• WORK TO BE COMPLETED
Which lines hold the word "this"? Copy each of them.

• GIVEN RECORDS
◆ ◆ ◆ ◆ ◆ ◆ ◆
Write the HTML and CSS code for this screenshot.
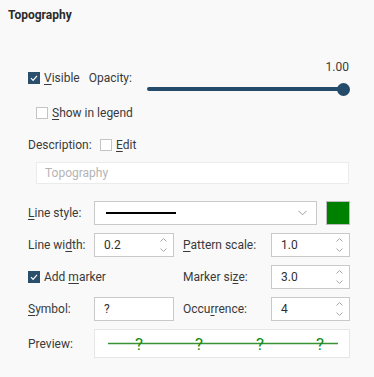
◆ ◆ ◆ ◆ ◆ ◆ ◆
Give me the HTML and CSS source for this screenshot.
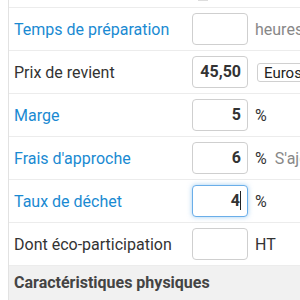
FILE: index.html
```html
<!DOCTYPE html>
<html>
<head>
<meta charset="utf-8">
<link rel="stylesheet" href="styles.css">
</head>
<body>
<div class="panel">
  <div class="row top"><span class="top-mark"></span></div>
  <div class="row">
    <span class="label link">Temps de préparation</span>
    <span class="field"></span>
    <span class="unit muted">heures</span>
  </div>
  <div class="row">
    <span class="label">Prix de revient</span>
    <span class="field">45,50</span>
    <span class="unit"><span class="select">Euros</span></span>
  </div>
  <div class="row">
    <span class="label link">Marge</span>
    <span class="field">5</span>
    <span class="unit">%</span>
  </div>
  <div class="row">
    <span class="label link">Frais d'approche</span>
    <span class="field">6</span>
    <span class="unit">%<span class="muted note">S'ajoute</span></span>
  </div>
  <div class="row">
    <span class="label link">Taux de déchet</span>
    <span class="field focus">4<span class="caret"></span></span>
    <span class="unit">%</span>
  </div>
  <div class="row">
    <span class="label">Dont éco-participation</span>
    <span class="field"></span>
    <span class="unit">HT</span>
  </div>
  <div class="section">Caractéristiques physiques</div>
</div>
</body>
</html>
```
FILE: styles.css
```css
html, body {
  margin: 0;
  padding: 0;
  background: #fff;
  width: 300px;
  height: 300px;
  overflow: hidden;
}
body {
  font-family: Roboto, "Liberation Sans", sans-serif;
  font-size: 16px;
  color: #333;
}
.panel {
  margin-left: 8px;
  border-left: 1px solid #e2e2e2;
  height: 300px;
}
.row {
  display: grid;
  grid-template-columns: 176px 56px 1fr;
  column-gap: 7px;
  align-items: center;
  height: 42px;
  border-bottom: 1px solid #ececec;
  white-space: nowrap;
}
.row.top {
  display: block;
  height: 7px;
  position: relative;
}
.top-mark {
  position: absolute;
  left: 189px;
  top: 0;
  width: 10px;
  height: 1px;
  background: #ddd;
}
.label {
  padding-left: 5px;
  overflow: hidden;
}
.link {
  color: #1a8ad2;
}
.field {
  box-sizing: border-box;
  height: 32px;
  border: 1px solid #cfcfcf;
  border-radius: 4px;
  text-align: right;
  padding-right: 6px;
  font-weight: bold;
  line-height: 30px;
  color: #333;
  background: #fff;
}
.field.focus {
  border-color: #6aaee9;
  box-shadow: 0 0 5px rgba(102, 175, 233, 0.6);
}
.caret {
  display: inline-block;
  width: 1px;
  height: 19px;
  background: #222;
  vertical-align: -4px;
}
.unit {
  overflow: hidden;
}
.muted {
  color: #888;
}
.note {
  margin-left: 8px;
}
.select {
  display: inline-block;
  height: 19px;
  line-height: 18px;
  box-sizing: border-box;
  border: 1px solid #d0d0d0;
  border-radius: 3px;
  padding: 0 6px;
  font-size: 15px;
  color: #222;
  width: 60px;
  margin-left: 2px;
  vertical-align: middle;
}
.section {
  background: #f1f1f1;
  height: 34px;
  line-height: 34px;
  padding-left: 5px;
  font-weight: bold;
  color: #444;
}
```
◆ ◆ ◆ ◆ ◆ ◆ ◆
• CORRECT RESPONSE
Write the HTML and CSS code for this screenshot.
Give me the HTML and CSS source for this screenshot.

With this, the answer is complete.